Je pense que la musique irlandaise ainsi que la langue ont joué un grand rôle au début du XXe siècle alors que le pays avait soif d’indépendance. Cela servait à nous démarquer par nos différences culturelles. Évidemment, de l’eau a coulé sous les ponts, donc il n’est plus question de ça aujourd’hui. Dans le cas de notre groupe, il s’agit d’apprécier la musique, et purement la musique.
C’est quand même surprenant de tomber dans n’importe quel pub en Irlande sur des musiciens qui jouent de la musique traditionnelle…
C’est vrai que cela a pris de l’ampleur depuis des années maintenant. C’est vraiment émouvant de voir que beaucoup de jeunes s’y mettent et jouent de la musique traditionnelle. Ce qui n’était pas le cas quand j’étais jeune ! À mon époque, à l’école, c’était un peu honteux de jouer de la musique traditionnelle, je me cachais. On était seulement deux ou trois dans toute l’école à en jouer. La révolution musicale a commencé dans les années 50 jusqu’aux années 70 avec l’émergence de nombreux groupes, puis un aspect peut-être plus commercial dans les années 90 avec le succès de Riverdance par exemple. La musique traditionnelle est devenue au fil du temps un aspect dominant de la culture irlandaise.
Vous parliez de la langue tout à l’heure, vous avez choisi un chant en langue irlandaise. Pourquoi ?
Ce n’était pas vraiment un choix conscient quand on parlait de monter ce groupe, Dennis et moi. Sa première langue est l’irlandais. Il chantait dans cette langue depuis son enfance. En fait, nous sommes un peu comme Sigur Ros (NDLR : groupe islandais qui chante en islandais et même dans une langue inventée), peu importe la langue dans laquelle nous chantons. Toute ma vie, j’ai écouté des chanteurs d’à travers le monde, dans des langues que je ne comprends pas. Mais ce qui m’importe, c’est l’émotion que le chant provoque, pas vraiment ce que les mots veulent dire. En tant que musicien, c’est vraiment l’expression de cette musique et du chant qui est important pour moi. Le phrasé, être en harmonie avec la mélodie, c’est tout cela. La voix est aussi un instrument et on a tendance à l’oublier.

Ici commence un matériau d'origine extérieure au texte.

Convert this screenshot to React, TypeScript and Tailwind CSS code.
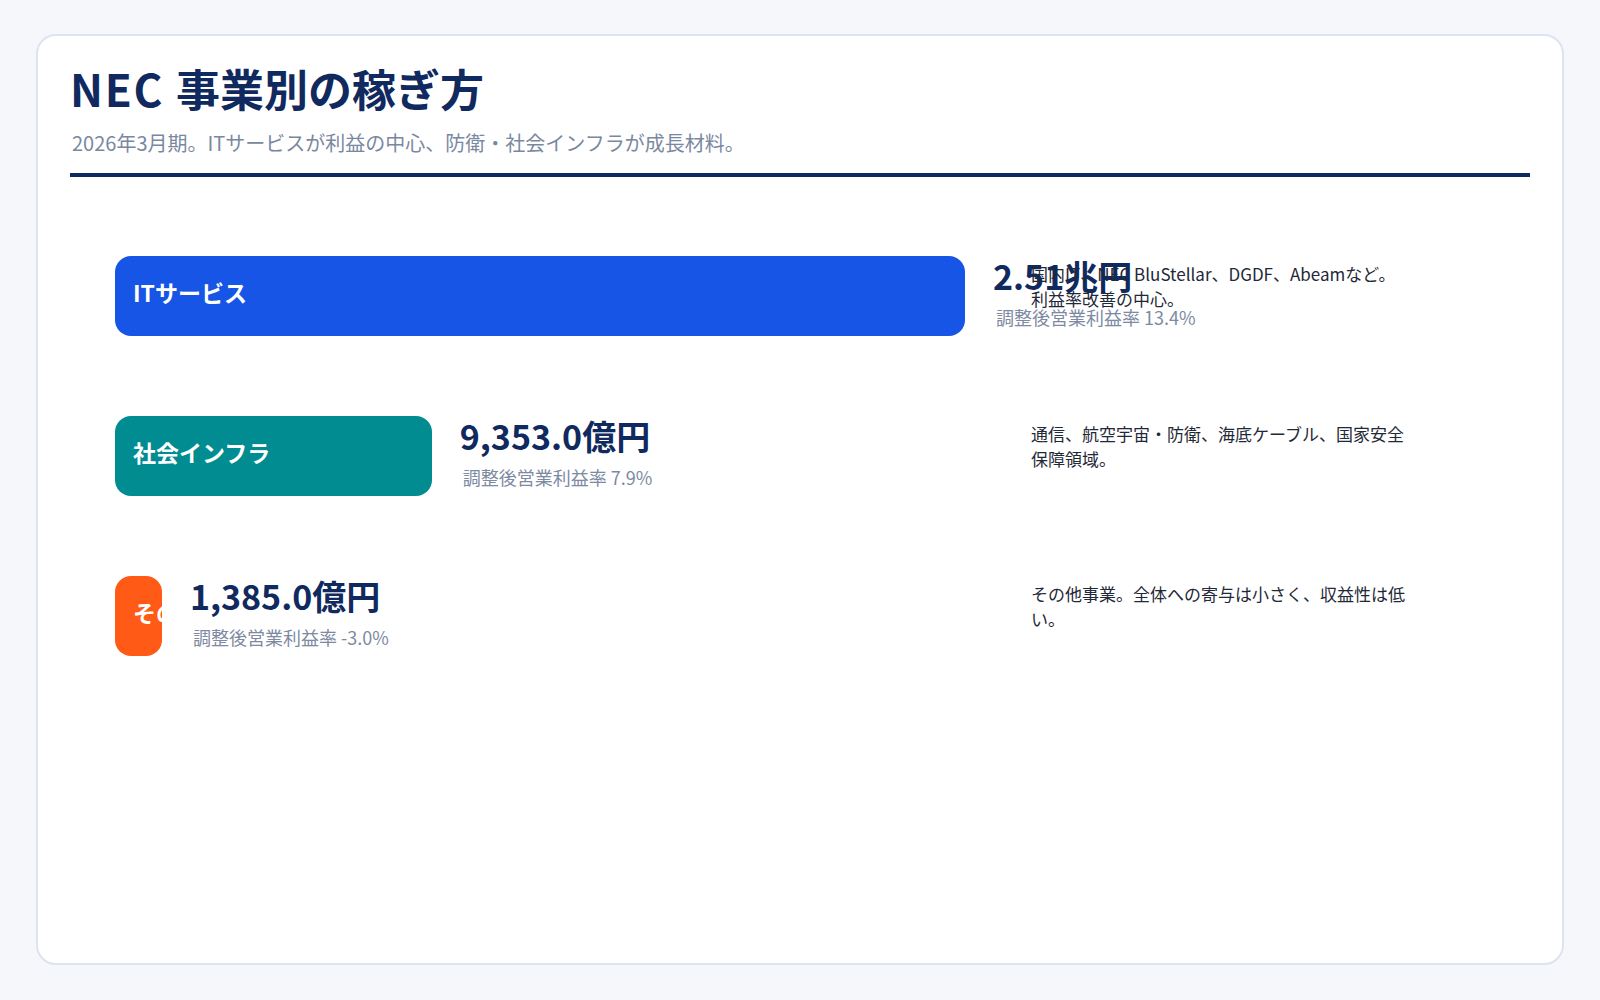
type Segment = {
  name: string;
  value: number; // 億円
  valueLabel: string;
  margin: string;
  color: string;
  note: string;
};

const segments: Segment[] = [
  {
    name: "ITサービス",
    value: 25100,
    valueLabel: "2.51兆円",
    margin: "13.4%",
    color: "bg-[#1655e6]",
    note: "国内IT、NEC BluStellar、DGDF、Abeamなど。利益率改善の中心。",
  },
  {
    name: "社会インフラ",
    value: 9353,
    valueLabel: "9,353.0億円",
    margin: "7.9%",
    color: "bg-[#008c91]",
    note: "通信、航空宇宙・防衛、海底ケーブル、国家安全保障領域。",
  },
  {
    name: "その他",
    value: 1385,
    valueLabel: "1,385.0億円",
    margin: "-3.0%",
    color: "bg-[#ff5a16]",
    note: "その他事業。全体への寄与は小さく、収益性は低い。",
  },
];

const TRACK = 850;
const maxValue = Math.max(...segments.map((s) => s.value));

function SegmentRow({ segment }: { segment: Segment }) {
  const width = (segment.value / maxValue) * TRACK;

  return (
    <div className="flex items-start">
      <div className="flex w-[916px] shrink-0 items-start gap-[28px]">
        <div
          className={`h-[80px] shrink-0 overflow-hidden whitespace-nowrap rounded-[16px] px-[18px] pt-[21px] text-[23px] font-bold leading-[30px] text-white ${segment.color}`}
          style={{ width }}
        >
          {segment.name}
        </div>
        <div className="min-w-0 whitespace-nowrap">
          <div className="text-[34px] font-bold leading-[39px] text-[#102a60]">{segment.valueLabel}</div>
          <div className="mt-[9px] pl-[3px] text-[18px] leading-[27px] text-[#7d8aa1]">
            調整後営業利益率 {segment.margin}
          </div>
        </div>
      </div>
      <p className="w-[380px] pt-[5px] text-[17px] leading-[25px] text-[#1f2937]">{segment.note}</p>
    </div>
  );
}

export default function App() {
  return (
    <div
      className="h-screen bg-[#f5f7fb] px-9 pt-[34px] pb-[35px]"
      style={{ fontFamily: '"Noto Sans CJK JP", "Noto Sans", sans-serif' }}
    >
      <div className="h-full rounded-[20px] border-2 border-[#dce4f1] bg-white px-8 pt-[28px]">
        <header className="border-b-4 border-[#10295e] pb-[15px]">
          <h1 className="text-[44px] font-bold leading-[48px] text-[#10295e]">
            <span className="tracking-[0.04em]">NEC </span>事業別の稼ぎ方
          </h1>
          <p className="mt-[16px] pl-[2px] text-[20px] leading-[30px] text-[#7a889f]">
            2026年3月期。ITサービスが利益の中心、防衛・社会インフラが成長材料。
          </p>
        </header>

        <div className="flex flex-col gap-[80px] pl-[45px] pt-[79px]">
          {segments.map((segment) => (
            <SegmentRow key={segment.name} segment={segment} />
          ))}
        </div>
      </div>
    </div>
  );
}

Je voulais juste revenir sur une chanson qui s’intitule « Saoirse » (NDLR : Liberté en Irlandais) qui témoigne d’une forte connotation politique en Irlande…
Oui, c’est vrai, mais il faut plus le prendre comme « liberté personnelle », se libérer de votre propre vie, devenir qui vous voulez en quelque sorte. On parle donc de liberté plutôt dans son sens abstrait. Cela n’est donc pas forcément lié à une lutte d’ordre politique, mais je comprends que vous puissiez faire ce lien.

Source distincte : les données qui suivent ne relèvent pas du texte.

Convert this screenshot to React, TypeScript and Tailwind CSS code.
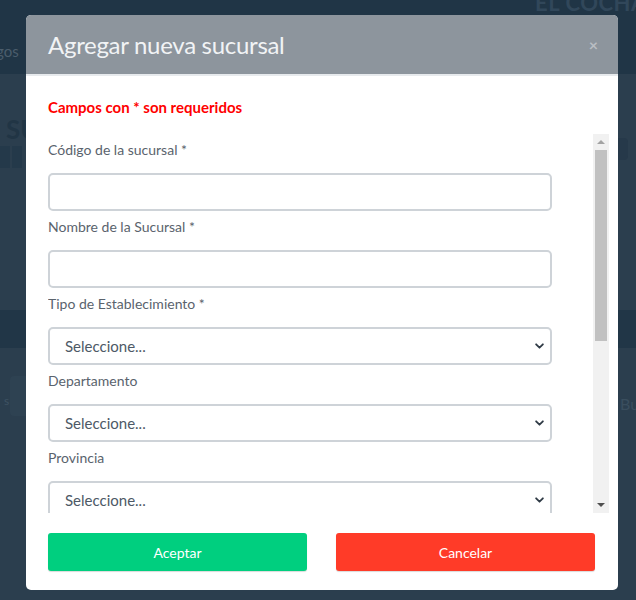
const campos: { label: string; tipo: 'input' | 'select' }[] = [
  { label: 'Código de la sucursal *', tipo: 'input' },
  { label: 'Nombre de la Sucursal *', tipo: 'input' },
  { label: 'Tipo de Establecimiento *', tipo: 'select' },
  { label: 'Departamento', tipo: 'select' },
  { label: 'Provincia', tipo: 'select' },
  { label: 'Distrito', tipo: 'select' },
  { label: 'Dirección *', tipo: 'input' },
  { label: 'Teléfono', tipo: 'input' },
  { label: 'Correo electrónico', tipo: 'input' },
];

function Chevron() {
  return (
    <svg
      className="pointer-events-none absolute right-[8px] top-1/2 -translate-y-1/2"
      width="9"
      height="9"
      viewBox="0 0 16 16"
      fill="none"
      stroke="#2f3a45"
      strokeWidth="3.2"
      strokeLinecap="round"
      strokeLinejoin="round"
    >
      <path d="M2 5l6 6 6-6" />
    </svg>
  );
}

function Campo({ label, tipo }: { label: string; tipo: 'input' | 'select' }) {
  return (
    <div className="pb-[6px]">
      <label className="block text-[14px] leading-[20px] text-[#5a636d] mb-[13px]">{label}</label>
      {tipo === 'input' ? (
        <input
          type="text"
          className="block w-[504px] h-[38px] px-3 bg-white border-2 border-[#ced3d8] rounded-[5px] text-[15px] text-[#495057] outline-none"
        />
      ) : (
        <div className="relative w-[504px]">
          <select className="block w-full h-[38px] pl-[15px] pr-8 appearance-none bg-white border-2 border-[#ced3d8] rounded-[5px] text-[15px] text-[#4d5966] outline-none">
            <option>Seleccione...</option>
          </select>
          <Chevron />
        </div>
      )}
    </div>
  );
}

function Barra() {
  return (
    <div className="w-[16px] shrink-0 bg-[#f1f1f1] flex flex-col items-center">
      <div className="h-[16px] w-full flex items-center justify-center">
        <div className="w-0 h-0 border-l-[4px] border-r-[4px] border-b-[4px] border-l-transparent border-r-transparent border-b-[#a3a3a3]" />
      </div>
      <div className="w-[12px] h-[191px] bg-[#c1c1c1]" />
      <div className="flex-1" />
      <div className="h-[16px] w-full flex items-center justify-center">
        <div className="w-0 h-0 border-l-[4px] border-r-[4px] border-t-[4px] border-l-transparent border-r-transparent border-t-[#505050]" />
      </div>
    </div>
  );
}

function Fondo() {
  return (
    <div className="absolute inset-0 flex flex-col bg-[#2b3e4e] overflow-hidden">
      <div className="h-[74px] shrink-0 bg-[#203546] relative">
        <span className="absolute left-[535px] top-[-14px] text-[22px] font-bold text-[#31475a] tracking-wide whitespace-nowrap">EL COCHARCO</span>
        <span className="absolute left-[-4px] top-[40px] text-[15px] text-[#4b5d6c]">gos</span>
      </div>
      <div className="relative h-[236px] shrink-0">
        <span className="absolute left-[6px] top-[36px] text-[26px] font-bold text-[#213545]">SU</span>
        <div className="absolute left-0 top-[72px] flex gap-[2px]">
          <div className="w-[10px] h-[22px] bg-[#24394a]" />
          <div className="w-[10px] h-[22px] bg-[#24394a]" />
        </div>
        <div className="absolute right-[8px] top-[64px] w-[40px] h-[22px] rounded bg-[#26394a]" />
      </div>
      <div className="h-[38px] shrink-0 bg-[#213647]" />
      <div className="relative h-[120px] shrink-0">
        <span className="absolute left-[4px] top-[44px] text-[12px] text-[#3e5262]">s</span>
        <div className="absolute left-[10px] top-[28px] w-[40px] h-[40px] rounded bg-[#2e4252]" />
        <span className="absolute left-[620px] top-[44px] text-[16px] text-[#3a4e5e] whitespace-nowrap">Bus</span>
      </div>
    </div>
  );
}

export default function App() {
  return (
    <div className="relative w-[636px] h-[600px] overflow-hidden font-['Lato',sans-serif]">
      <Fondo />
      <div className="absolute left-[26px] top-[15px] w-[592px] h-[575px] bg-white rounded-[5px] overflow-hidden flex flex-col">
        <div className="h-[59px] shrink-0 bg-[#8d959d] flex items-center justify-between pl-[22px] pr-[20px] border-b-2 border-[#e7eaed] box-content">
          <h2 className="text-[24px] leading-none text-[#f1f3f5] tracking-[-0.3px]">Agregar nueva sucursal</h2>
          <span className="text-[16px] font-bold text-[#b9bec3] leading-none">×</span>
        </div>
        <div className="pl-[22px] pt-[21px]">
          <p className="text-[15px] leading-[20px] font-bold text-[#ff0000]">Campos con * son requeridos</p>
          <div className="mt-[17px] h-[379px] w-[561px] flex">
            <div className="flex-1 overflow-hidden pt-[6px]">
              {campos.map((c) => (
                <Campo key={c.label} label={c.label} tipo={c.tipo} />
              ))}
            </div>
            <Barra />
          </div>
          <div className="mt-[20px] flex gap-[29px]">
            <button className="w-[259px] h-[38px] rounded-[3px] bg-[#00cf7f] text-white text-[14px] shadow-[0_1px_1px_rgba(0,0,0,0.15)]">
              Aceptar
            </button>
            <button className="w-[259px] h-[38px] rounded-[3px] bg-[#ff3b28] text-white text-[14px] shadow-[0_1px_1px_rgba(0,0,0,0.15)]">
              Cancelar
            </button>
          </div>
        </div>
      </div>
    </div>
  );
}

Comment est-ce que vous travaillez ?
Thomas est un musicien moderne talentueux. Il évolue plutôt dans le monde de la musique indie mais connaît très bien la musique irlandaise depuis son enfance. Caoimhin a été formé à la musique traditionnelle mais il s’est par la suite tourné vers de la musique d’avant-garde un peu plus expérimentale. Puis il y a Dennis, qui a été formé à la musique américaine, country, rock’n’roll tout ça… Mais on joue ensemble depuis des années, alors il connaît l’influence traditionnelle. Il y a encore Iarla. Il a grandi au cœur de la musique traditionnelle mais a également travaillé avec des compositeurs modernes qui l’ont poussé dans d’autres directions. Moi-même, je suis intéressé par différents genres, même si la musique traditionnelle reste ma formation première.
Mélangez tout ça et vous trouverez une langue commune entre toutes nos influences et nos différences. Cela me pousse à sortir de mes retranchements, même chose pour Thomas qui doit s’adapter. Notre musique est donc le résultat de notre réunion, sans vraiment qu’on y réfléchisse. On joue et on voit où cela nous mène.
Il y a quand même des aspects inhabituels dans votre musique, on n’entend pas souvent de piano dans la musique traditionnelle. Est-ce que ces aspects modernes étaient une volonté de départ quand le groupe a été formé ?
Je connais Thomas depuis qu’il est enfant, donc cette musique c’est un peu un nouveau Thomas. En réalité, le piano a précédé la guitare, apparue ensuite. Jusque dans les années 50 et 60, c’était le piano qui était au centre. Thomas a eu une pause de piano pendant des années et maintenant il est de retour. Il faut juste voir notre musique comme une expérience de sons sur une musique qui n’avait jamais expérimenté ça jusque-là.
Vous avez sorti votre deuxième album l’année dernière. Il n’a pas de nom…
Parce que nous n’en avons pas trouvé ! En fait, il n’y avait pas vraiment de différence avec ce que nous avions fait pour le premier album, donc cet album est plutôt comme un autre chapitre d’une même histoire.
Entretien avec Audrey Somnard
Philharmonie Luxembourg. Dimanche à 20h.